REQUIRED WORK: Return the lines below exactly, from the first line to the line that contains "import React from". Leave out pictures.

SOURCE DATA:
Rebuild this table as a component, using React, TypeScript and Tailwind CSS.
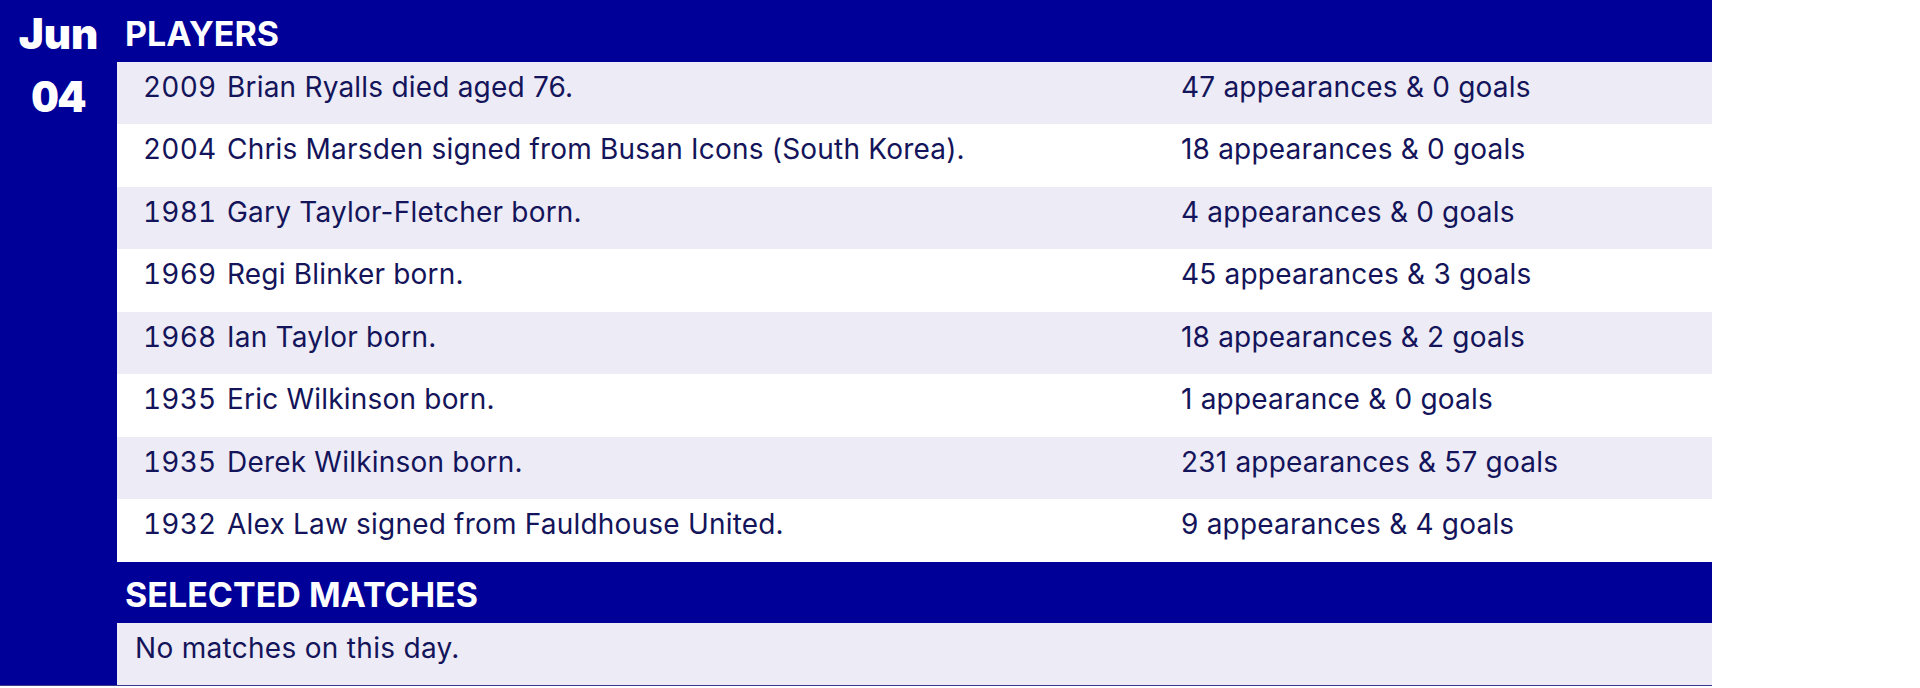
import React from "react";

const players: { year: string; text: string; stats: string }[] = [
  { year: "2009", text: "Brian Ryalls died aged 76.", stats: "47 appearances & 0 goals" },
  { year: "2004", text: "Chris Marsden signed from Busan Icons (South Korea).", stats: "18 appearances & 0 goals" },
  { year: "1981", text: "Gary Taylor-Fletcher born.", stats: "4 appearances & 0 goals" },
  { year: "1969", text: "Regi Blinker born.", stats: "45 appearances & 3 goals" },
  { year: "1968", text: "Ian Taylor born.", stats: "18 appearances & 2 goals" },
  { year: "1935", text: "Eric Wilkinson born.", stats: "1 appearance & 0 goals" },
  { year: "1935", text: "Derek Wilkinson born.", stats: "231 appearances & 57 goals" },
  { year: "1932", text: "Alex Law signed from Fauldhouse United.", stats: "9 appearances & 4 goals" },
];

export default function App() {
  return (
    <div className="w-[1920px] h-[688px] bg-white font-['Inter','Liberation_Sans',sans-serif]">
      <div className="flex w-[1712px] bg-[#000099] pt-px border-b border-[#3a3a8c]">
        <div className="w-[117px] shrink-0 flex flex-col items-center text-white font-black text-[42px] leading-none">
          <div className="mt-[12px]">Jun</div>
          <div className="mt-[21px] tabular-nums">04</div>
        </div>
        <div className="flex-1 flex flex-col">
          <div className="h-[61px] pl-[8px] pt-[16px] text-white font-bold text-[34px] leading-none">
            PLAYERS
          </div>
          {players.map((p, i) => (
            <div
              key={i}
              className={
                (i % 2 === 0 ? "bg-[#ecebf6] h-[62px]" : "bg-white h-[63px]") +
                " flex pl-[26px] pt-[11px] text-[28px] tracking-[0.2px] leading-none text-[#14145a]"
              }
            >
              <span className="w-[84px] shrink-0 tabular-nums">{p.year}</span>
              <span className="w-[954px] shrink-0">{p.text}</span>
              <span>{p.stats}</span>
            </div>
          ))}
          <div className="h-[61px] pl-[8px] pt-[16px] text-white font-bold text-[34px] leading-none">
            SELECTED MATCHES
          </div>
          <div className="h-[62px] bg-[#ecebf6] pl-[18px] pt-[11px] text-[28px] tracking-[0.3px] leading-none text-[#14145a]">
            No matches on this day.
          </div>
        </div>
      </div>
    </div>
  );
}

EXERCISE OUTPUT:
Rebuild this table as a component, using React, TypeScript and Tailwind CSS.
import React from "react";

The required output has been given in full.